[Task statement] Retype the data below without altering anything.

[Raw data]

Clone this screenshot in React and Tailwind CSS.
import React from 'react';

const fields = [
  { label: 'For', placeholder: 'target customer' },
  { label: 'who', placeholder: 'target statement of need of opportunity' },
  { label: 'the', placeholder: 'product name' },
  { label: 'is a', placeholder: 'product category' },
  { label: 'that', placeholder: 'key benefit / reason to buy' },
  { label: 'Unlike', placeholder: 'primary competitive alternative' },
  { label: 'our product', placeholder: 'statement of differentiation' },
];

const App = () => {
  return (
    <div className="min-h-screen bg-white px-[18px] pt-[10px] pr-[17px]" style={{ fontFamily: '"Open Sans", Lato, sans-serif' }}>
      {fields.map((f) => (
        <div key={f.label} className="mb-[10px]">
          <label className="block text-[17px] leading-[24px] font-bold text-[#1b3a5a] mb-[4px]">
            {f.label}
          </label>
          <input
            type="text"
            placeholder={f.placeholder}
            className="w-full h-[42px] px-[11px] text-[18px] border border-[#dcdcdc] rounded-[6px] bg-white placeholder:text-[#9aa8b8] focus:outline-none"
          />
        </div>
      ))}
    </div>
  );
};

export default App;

[Exercise output]
Clone this screenshot in React and Tailwind CSS.
import React from 'react';

const fields = [
  { label: 'For', placeholder: 'target customer' },
  { label: 'who', placeholder: 'target statement of need of opportunity' },
  { label: 'the', placeholder: 'product name' },
  { label: 'is a', placeholder: 'product category' },
  { label: 'that', placeholder: 'key benefit / reason to buy' },
  { label: 'Unlike', placeholder: 'primary competitive alternative' },
  { label: 'our product', placeholder: 'statement of differentiation' },
];

const App = () => {
  return (
    <div className="min-h-screen bg-white px-[18px] pt-[10px] pr-[17px]" style={{ fontFamily: '"Open Sans", Lato, sans-serif' }}>
      {fields.map((f) => (
        <div key={f.label} className="mb-[10px]">
          <label className="block text-[17px] leading-[24px] font-bold text-[#1b3a5a] mb-[4px]">
            {f.label}
          </label>
          <input
            type="text"
            placeholder={f.placeholder}
            className="w-full h-[42px] px-[11px] text-[18px] border border-[#dcdcdc] rounded-[6px] bg-white placeholder:text-[#9aa8b8] focus:outline-none"
          />
        </div>
      ))}
    </div>
  );
};

export default App;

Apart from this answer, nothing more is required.